Folk as a genre is handling cosmopolitan globalization extremely well. The thirst of global culture for unusual and evocative “folksy” regions of the world that offer colourful and deeply human resistance to the bland aether of neoliberal pop has rendered quaint corners of the globe newly hip. From the Canadian East Coast to the Balkans; from the tortured, battle-scarred villages of Latin America and Southeast Asia to the Cajun, rural folk cultures are hot. But what’s truly exciting is that they haven’t simply acquiesced to their own fetishization; they’ve struck back with every bit of energy and innovation and shot a jolt to the system that affirms the hidden hopes of cynical urbanites the world over.

Melisande [electrotrad] is a case in point par excellence. Their new album showcases traditional Quebecois folk-tunes, but from a position that is innovative not only in terms of music but also in terms of artistic perspective. After all, what do you do when you’re a folk band covering songs from a deeply patriarchal, even misogynistic colonial era, one where maidens are married off without their consent, or wind up spinsters in spite of deep-seated passions?

Well, you start by rewriting those folk tunes, which is precisely what Melisande [electrotrad] has done. Fronted by the talented chanteuse of the same name, their new album Les Metamorphoses features modern-day remakes of traditional French-Canadian folk tunes. But the powerful singer who heads up this talented foursome isn’t bound by the past; she reinterprets and even rewrites some of the songs to give women the power and agency which a reconsideration of traditional history might reveal them as possessing. This isn’t just a quirky approach to song-writing: it’s the very raison d’etre of Melisande’s latest strike at the folk genre. The band’s bio makes no bones about their challenge to tradition: “Melisande decided to examine the plight of women in traditional Quebecois music… Bringing in electronic beats, a feminist perspective, and the cutting-edge music of modern Montreal… Melisande stepped into Quebecois traditional music with the express purpose of modernizing French-Canadian women’s role in trad-folk”.

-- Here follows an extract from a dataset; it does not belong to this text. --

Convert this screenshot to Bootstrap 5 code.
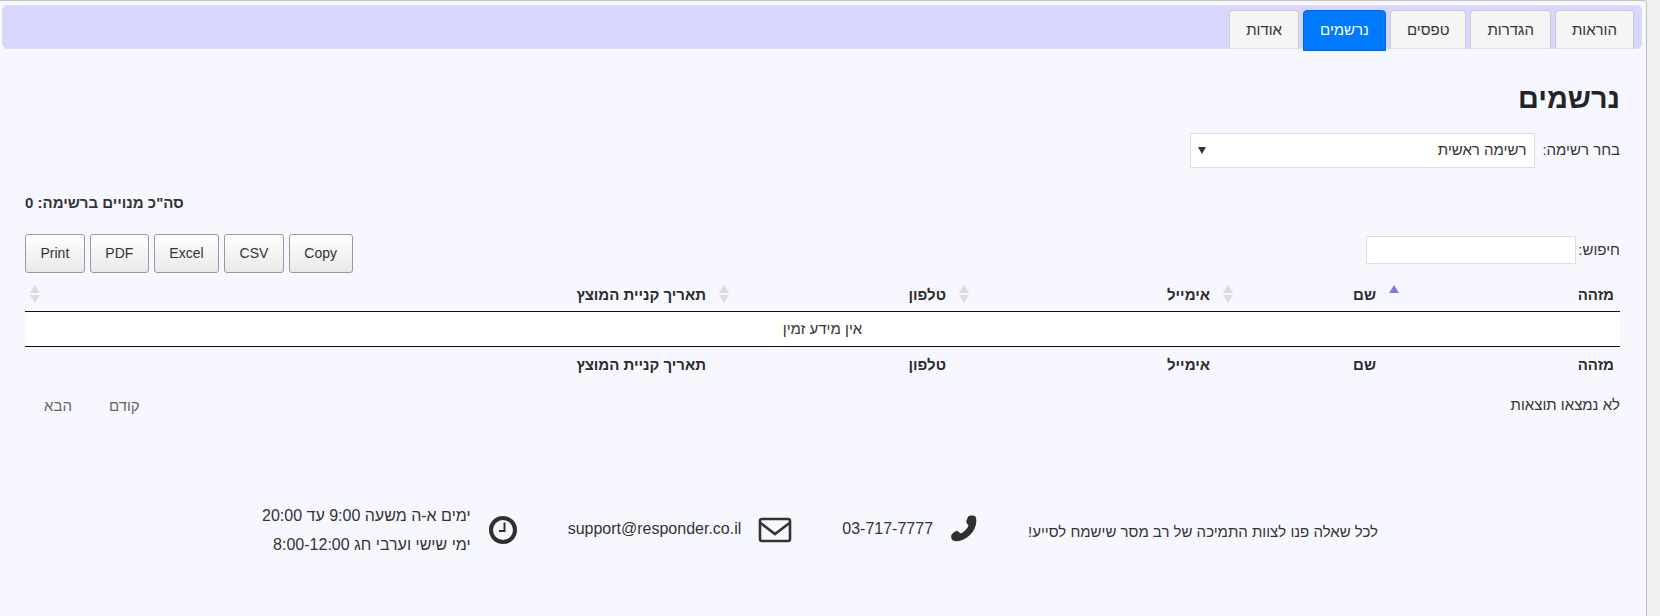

A perfect example of this remarkable style is the traditional tune “Sort De Vieille Fille” (“Role of an Old Maid”), a folk song in which an aging woman laments over her lack of a husband. Melisande embellishes the song with a boppy, almost J-Pop ‘80s style synth-line, and then reworks the lyrics into a celebration of women’s agency, in which an intelligent thinking woman realizes the virtues of not being encumbered with a husband.

This is Franco-Canadian folk done Melisande style, in which minor variations recontextualize the women of historical Quebec as active, powerful characters wielding the agency folk stereotypes have often denied them. And why not? These are, after all, folk-tunes for the modern era, reworked not only with feminist lyrics but also with modern beats and electronic accoutrement.

The album’s opening song sets the stage, and typifies the style: “Je Fais La Difficile” kicks in with rising electronic beats paired perfectly with piercing and fast-paced violin, haunting flute and the powerful, upbeat vocals of the group’s female lead singer. The upbeat style is echoed on other impressive offerings such as “Le Vin Est Bon” and “Dans Paris Y’a T’Une Brune”. Some songs — “Mourir a 17 Ans” and “La Recompense”, for example — are slower, but maintain the fusion of modern instrumentation coupled with echoes of their trad-folk origins. Other tracks — “La Blanche Biche”, “Les Metamorphoses” — combine a retro synth-line with emotive Francophone songwriting. The album also features the talents of Alexandre de Grosbois-Garand (of the popular folk band Genticorum) on flute and bass; Mark Busic on keyboards and programming, and Robin Boulianne on violin/mandolin/banjo.

The foursome offer a delight with Les Metamorphoses. Melisande is without doubt the star here: her confident and adaptable vocals coupled with her creative curation of Quebec folk-tunes (involving the occasional re-write to make them palatable for a modern, feminist era) ground this album as a creative, inspiring and delightful milestone in Francophone — and global — folk music.

It’s an album with broad appeal: creative and intelligent content coupled with music that blends the best of old and new worlds. It’s a positively inspiring, toe-stomping exploration of Quebecois folk that’ll sound just as natural on the college dancefloor as the folk festival circuit. Melisande is the voice of today’s Quebec: a creative fusion of tradition and innovation that honors the past while re-interpreting it for the present. If this is the future of folk, we’re in good hands.